§ Short exercise: Check each line of the listing below for the word "TypeScript" and say how many lines have it. Nothing else should be written.

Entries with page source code
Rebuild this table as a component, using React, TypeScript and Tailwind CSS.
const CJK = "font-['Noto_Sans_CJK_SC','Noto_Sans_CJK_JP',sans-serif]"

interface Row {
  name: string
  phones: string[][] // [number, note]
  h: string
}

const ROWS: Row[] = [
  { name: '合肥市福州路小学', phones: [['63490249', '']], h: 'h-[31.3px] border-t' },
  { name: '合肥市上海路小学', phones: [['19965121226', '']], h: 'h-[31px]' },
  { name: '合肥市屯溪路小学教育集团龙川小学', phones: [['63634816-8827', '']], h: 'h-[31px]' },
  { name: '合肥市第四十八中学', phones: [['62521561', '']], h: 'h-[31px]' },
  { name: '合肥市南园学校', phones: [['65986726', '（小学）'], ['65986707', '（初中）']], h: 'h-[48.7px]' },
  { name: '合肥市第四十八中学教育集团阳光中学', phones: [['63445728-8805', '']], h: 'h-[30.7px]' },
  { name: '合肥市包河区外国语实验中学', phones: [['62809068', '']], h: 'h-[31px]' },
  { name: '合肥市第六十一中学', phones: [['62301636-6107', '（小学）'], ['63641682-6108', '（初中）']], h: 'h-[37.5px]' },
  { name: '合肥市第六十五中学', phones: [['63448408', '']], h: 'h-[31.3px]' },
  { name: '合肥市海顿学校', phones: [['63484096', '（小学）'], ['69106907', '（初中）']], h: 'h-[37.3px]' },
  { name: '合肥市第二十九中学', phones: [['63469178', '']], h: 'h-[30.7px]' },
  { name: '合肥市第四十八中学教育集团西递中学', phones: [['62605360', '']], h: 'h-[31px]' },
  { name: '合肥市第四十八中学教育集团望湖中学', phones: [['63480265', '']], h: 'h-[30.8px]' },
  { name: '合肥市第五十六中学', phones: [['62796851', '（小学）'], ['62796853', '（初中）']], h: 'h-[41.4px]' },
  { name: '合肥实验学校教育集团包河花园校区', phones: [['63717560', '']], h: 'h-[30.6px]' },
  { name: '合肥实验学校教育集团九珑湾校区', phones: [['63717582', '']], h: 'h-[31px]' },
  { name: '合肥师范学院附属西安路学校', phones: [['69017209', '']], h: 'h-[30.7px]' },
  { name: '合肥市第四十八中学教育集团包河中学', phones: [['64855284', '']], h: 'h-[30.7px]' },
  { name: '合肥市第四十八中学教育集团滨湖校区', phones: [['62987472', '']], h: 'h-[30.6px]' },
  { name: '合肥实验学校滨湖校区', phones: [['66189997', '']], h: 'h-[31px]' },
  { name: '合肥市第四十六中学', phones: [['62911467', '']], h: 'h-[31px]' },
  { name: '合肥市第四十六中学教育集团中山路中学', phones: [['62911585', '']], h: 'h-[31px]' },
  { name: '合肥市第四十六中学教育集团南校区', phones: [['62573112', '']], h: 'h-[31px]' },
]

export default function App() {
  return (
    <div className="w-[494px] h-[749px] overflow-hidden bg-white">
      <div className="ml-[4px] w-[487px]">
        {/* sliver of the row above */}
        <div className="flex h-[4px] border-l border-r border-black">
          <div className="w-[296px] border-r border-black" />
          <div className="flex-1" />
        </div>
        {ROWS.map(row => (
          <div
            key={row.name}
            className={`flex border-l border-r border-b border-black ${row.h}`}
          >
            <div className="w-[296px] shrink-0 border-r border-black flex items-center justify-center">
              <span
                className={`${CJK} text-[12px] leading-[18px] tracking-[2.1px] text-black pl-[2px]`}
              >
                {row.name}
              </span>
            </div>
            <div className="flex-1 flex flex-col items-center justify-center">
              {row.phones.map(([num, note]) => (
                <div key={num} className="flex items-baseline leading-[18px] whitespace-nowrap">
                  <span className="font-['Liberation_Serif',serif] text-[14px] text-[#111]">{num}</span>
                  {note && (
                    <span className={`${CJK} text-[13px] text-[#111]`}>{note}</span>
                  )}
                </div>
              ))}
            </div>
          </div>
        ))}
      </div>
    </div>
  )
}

--

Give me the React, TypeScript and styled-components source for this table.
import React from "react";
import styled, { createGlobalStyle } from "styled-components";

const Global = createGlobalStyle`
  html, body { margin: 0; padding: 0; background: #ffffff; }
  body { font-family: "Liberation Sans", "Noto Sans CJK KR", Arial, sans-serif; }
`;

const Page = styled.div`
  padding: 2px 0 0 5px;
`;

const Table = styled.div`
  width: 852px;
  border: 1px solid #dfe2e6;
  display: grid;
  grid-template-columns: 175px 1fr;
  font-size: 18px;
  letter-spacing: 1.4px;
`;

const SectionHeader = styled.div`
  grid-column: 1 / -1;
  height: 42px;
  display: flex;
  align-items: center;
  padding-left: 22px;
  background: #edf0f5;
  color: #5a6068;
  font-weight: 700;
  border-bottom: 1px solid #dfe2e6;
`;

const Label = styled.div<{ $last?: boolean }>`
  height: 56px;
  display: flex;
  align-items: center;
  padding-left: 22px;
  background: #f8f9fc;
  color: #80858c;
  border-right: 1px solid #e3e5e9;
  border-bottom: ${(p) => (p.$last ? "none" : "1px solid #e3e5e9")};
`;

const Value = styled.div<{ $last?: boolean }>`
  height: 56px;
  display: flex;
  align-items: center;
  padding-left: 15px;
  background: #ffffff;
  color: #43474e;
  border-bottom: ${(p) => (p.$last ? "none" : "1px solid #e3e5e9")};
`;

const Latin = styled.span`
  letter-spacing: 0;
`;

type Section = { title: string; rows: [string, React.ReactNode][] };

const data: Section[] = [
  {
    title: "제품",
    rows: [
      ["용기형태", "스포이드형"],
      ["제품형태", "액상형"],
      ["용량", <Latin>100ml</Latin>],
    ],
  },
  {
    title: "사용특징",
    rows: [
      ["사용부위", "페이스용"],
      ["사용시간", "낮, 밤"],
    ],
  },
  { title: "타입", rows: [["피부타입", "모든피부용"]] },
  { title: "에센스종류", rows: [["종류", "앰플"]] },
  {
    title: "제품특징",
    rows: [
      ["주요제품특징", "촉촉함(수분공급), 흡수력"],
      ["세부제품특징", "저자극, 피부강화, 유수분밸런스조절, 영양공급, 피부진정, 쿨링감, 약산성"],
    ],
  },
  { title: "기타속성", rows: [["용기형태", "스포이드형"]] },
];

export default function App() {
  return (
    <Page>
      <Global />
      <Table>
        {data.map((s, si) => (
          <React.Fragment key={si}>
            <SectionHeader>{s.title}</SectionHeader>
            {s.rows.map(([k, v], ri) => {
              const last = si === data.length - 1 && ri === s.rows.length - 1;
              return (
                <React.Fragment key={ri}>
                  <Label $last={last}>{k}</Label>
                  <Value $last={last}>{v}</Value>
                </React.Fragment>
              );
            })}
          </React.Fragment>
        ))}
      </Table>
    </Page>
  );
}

§ The answer: 2